Scientists in a host of disciplines have begun utilizing computational technologies such as grid, cluster, and now cloud computing in order to conduct in silico experimentation. Scientific Workflows -- the composition of scientific tasks into stages of data processing, data dependencies between these stages, and deployment of stages onto computational resources -- has shown to be a very useful abstraction for the scientist conducting these experiments, though a number of significant engineering challenges remain before workflow specifications can become the schemata for conducting in silico science. Existing workflow models entwine scientific and engineering concerns, cannot be exchanged between workflow engine implementations, and only capture high-level data dependencies.

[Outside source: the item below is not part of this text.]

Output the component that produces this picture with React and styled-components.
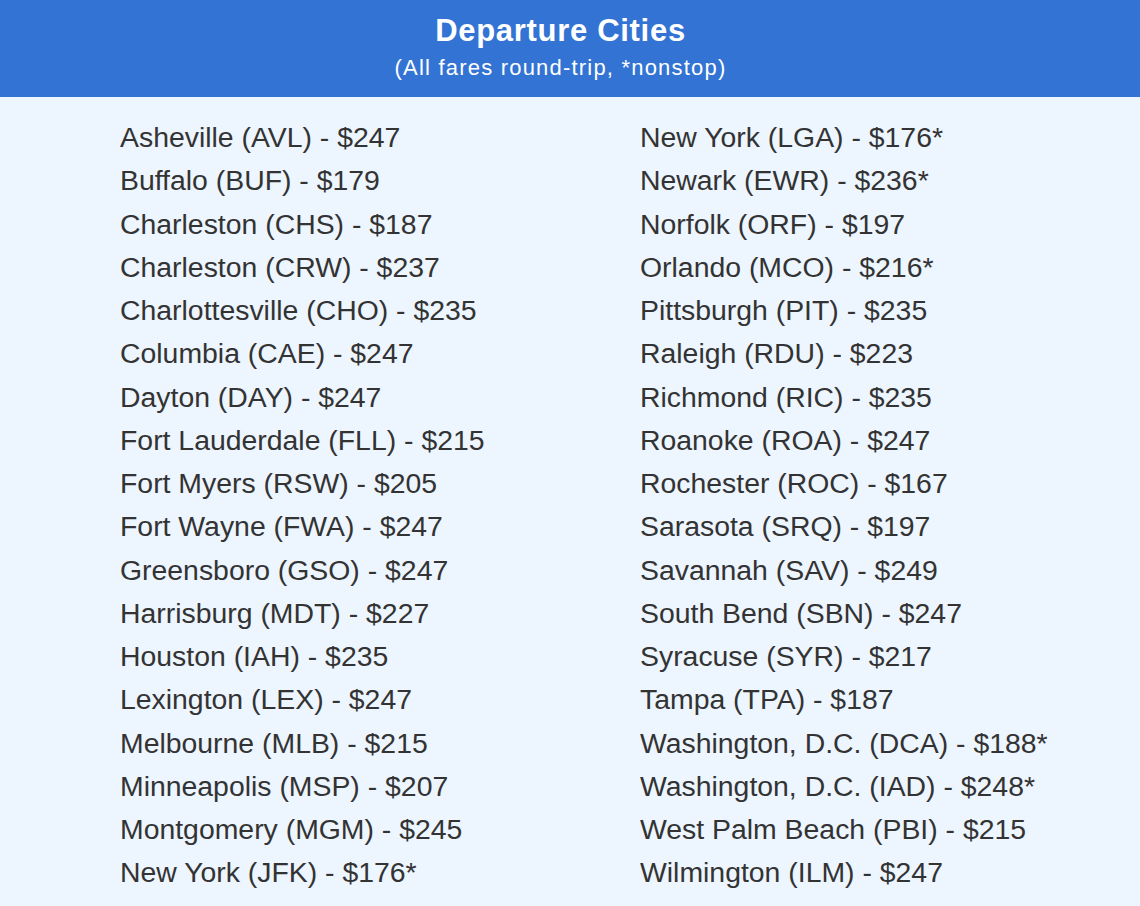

Rather than directly interpreting workflow models, we advocate for a model-driven approach to workflow specification in which a high-level scientific workflow model be transformed into a domain-specific software architecture that can then be deployed onto multiple disparate computational platforms, including both Grid and Cloud solutions.

 

Bio

avid Woollard is a PhD Candidate at the University of Southern California. His interests are in the areas of software architecture and architectural recovery, specifically applied to the domain of scientific software. In addition to his work at USC, David is a full-time Software Engineer at NASA’s Jet Propulsion Laboratory, where he is a member of the Data Management Systems and Technologies Group.